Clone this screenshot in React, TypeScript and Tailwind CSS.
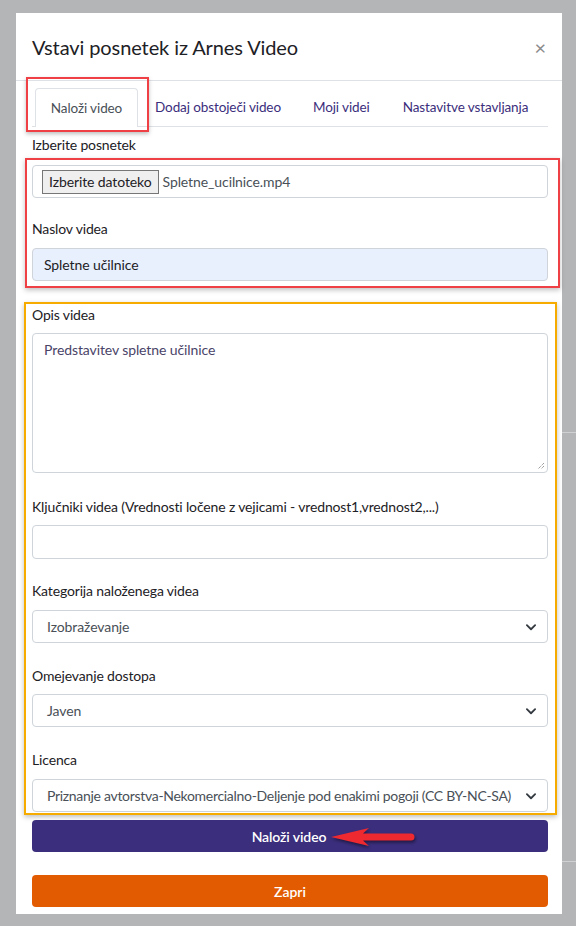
import React from "react";

const font = { fontFamily: "Lato, 'Noto Sans', sans-serif" };

function Chevron() {
  return (
    <svg width="12" height="12" viewBox="0 0 16 16" className="absolute right-[10px] top-1/2 -translate-y-1/2">
      <path d="M2.5 5.5l5.5 5.5 5.5-5.5" fill="none" stroke="#343a40" strokeWidth="2.4" strokeLinecap="round" strokeLinejoin="round" />
    </svg>
  );
}

function Label({ children }: { children: React.ReactNode }) {
  return <div className="h-5 text-[14px] leading-5 tracking-[-0.15px] text-[#1d2125]">{children}</div>;
}

function Select({ value, className = "" }: { value: string; className?: string }) {
  return (
    <div className={`relative h-[33px] rounded border border-[#ced4da] bg-white pl-[14px] text-[14px] leading-[31px] text-[#495057] ${className}`}>
      {value}
      <Chevron />
    </div>
  );
}

export default function App() {
  return (
    <div className="relative min-h-[926px] w-[576px] overflow-hidden bg-[#b3b5b7] pt-[13px]" style={font}>
      <div className="absolute right-0 top-[432px] h-px w-[14px] bg-[#cfd1d3]" />
      <div className="absolute right-0 top-[861px] h-px w-[14px] bg-[#cfd1d3]" />

      <div className="ml-4 w-[546px] bg-white pb-[7px]">
        {/* header */}
        <div className="flex h-[68px] items-center justify-between border-b border-[#dee2e6] pl-4 pr-[14px]">
          <h5 className="text-[20px] tracking-[-0.1px] text-[#1d2125]">Vstavi posnetek iz Arnes Video</h5>
          <span className="mr-[2px] text-[20px] leading-none text-[#8a8a8a]">×</span>
        </div>

        <div className="pl-4 pr-[14px] pt-2">
          {/* tabs */}
          <div className="relative flex h-[38px] items-end border-b border-[#dee2e6] text-[13.5px] tracking-[-0.1px]">
            <div className="ml-[3px] flex h-[39px] w-[103px] translate-y-px items-center justify-center rounded-t border border-b-0 border-[#dee2e6] bg-white text-[#495057]">
              Naloži video
            </div>
            <div className="flex h-[38px] items-center pl-[17px] text-[#3b2e7c]">Dodaj obstoječi video</div>
            <div className="flex h-[38px] items-center pl-[32px] text-[#3b2e7c]">Moji videi</div>
            <div className="flex h-[38px] items-center pl-[33px] text-[#3b2e7c]">Nastavitve vstavljanja</div>
            <div className="pointer-events-none absolute left-[-6px] top-[-12px] h-[55px] w-[123px] border-2 border-[#ef4045] shadow-[0_2px_4px_rgba(0,0,0,0.25)]" />
          </div>

          <div className="mt-[8px]">
            <Label>Izberite posnetek</Label>
          </div>

          {/* red block */}
          <div className="-mr-[12px] ml-[-7px] mt-[3px] border-2 border-[#ef4045] pb-[5px] pl-[5px] pr-[10px] pt-[5px] shadow-[0_2px_5px_rgba(0,0,0,0.25)]">
            <div className="flex h-[33px] items-center rounded border border-[#ced4da] bg-white pl-[9px] text-[14px] tracking-[-0.1px]">
              <div className="flex h-[24px] items-center border border-[#767676] bg-[#efefef] px-[6px] text-[#1d2125]">Izberite datoteko</div>
              <span className="ml-1 text-[#495057]">Spletne_ucilnice.mp4</span>
            </div>
            <div className="mt-[21px]">
              <Label>Naslov videa</Label>
            </div>
            <div className="mt-[9px] flex h-[33px] items-center rounded border border-[#ced4da] bg-[#e8f0fe] pl-[11px] text-[14px] tracking-[-0.1px] text-[#1d2125]">
              Spletne učilnice
            </div>
          </div>

          {/* orange block */}
          <div className="-mr-[9px] ml-[-8px] mt-[14px] border-2 border-[#f6ab00] pb-[1px] pl-[6px] pr-[7px] pt-[1px] shadow-[0_2px_5px_rgba(0,0,0,0.25)]">
            <Label>Opis videa</Label>
            <div className="relative mt-[8px] h-[140px] rounded border border-[#ced4da] bg-white pl-[11px] pt-[6px] text-[14px] leading-5 tracking-[-0.1px] text-[#4a4468]">
              Predstavitev spletne učilnice
              <svg width="8" height="8" viewBox="0 0 8 8" className="absolute bottom-[2px] right-[2px]">
                <path d="M7 1L1 7M7 4L4 7" stroke="#777" strokeWidth="1" strokeDasharray="1 1" />
              </svg>
            </div>

            <div className="mt-[24px]">
              <Label>Ključniki videa (Vrednosti ločene z vejicami - vrednost1,vrednost2,...)</Label>
            </div>
            <div className="mt-[8px] h-[34px] rounded border border-[#ced4da] bg-white" />

            <div className="mt-[22px]">
              <Label>Kategorija naloženega videa</Label>
            </div>
            <Select value="Izobraževanje" className="mt-[9px] tracking-[-0.1px]" />

            <div className="mt-[23px]">
              <Label>Omejevanje dostopa</Label>
            </div>
            <Select value="Javen" className="mt-[8px] tracking-[-0.1px]" />

            <div className="mt-[23px]">
              <Label>Licenca</Label>
            </div>
            <Select value="Priznanje avtorstva-Nekomercialno-Deljenje pod enakimi pogoji (CC BY-NC-SA)" className="mt-[9px] tracking-[-0.3px]" />
          </div>

          {/* buttons */}
          <div className="relative mt-[5px] flex h-[32px] items-center justify-center rounded bg-[#3b2e7c] text-[14px] font-semibold tracking-[-0.1px] text-white">
            <span className="mr-[2px]">Naloži video</span>
            <svg width="88" height="26" viewBox="0 0 88 26" className="absolute left-[297px] top-[4px]" style={{ filter: "drop-shadow(1px 2px 1.5px rgba(0,0,0,0.45))" }}>
              <path d="M34 9.5 H82 a3.5 3.5 0 0 1 0 7 H34 L40 22 L2 13 L40 4 Z" fill="#ee2a30" />
            </svg>
          </div>
          <div className="mt-[23px] flex h-[32px] items-center justify-center rounded bg-[#e35b00] text-[14px] font-semibold text-white">
            Zapri
          </div>
        </div>
      </div>
    </div>
  );
}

#####

> **Instruction**: A single figure is required: the number of lines above in which the word "React" occurs.

> **Answer to the exercise**: 3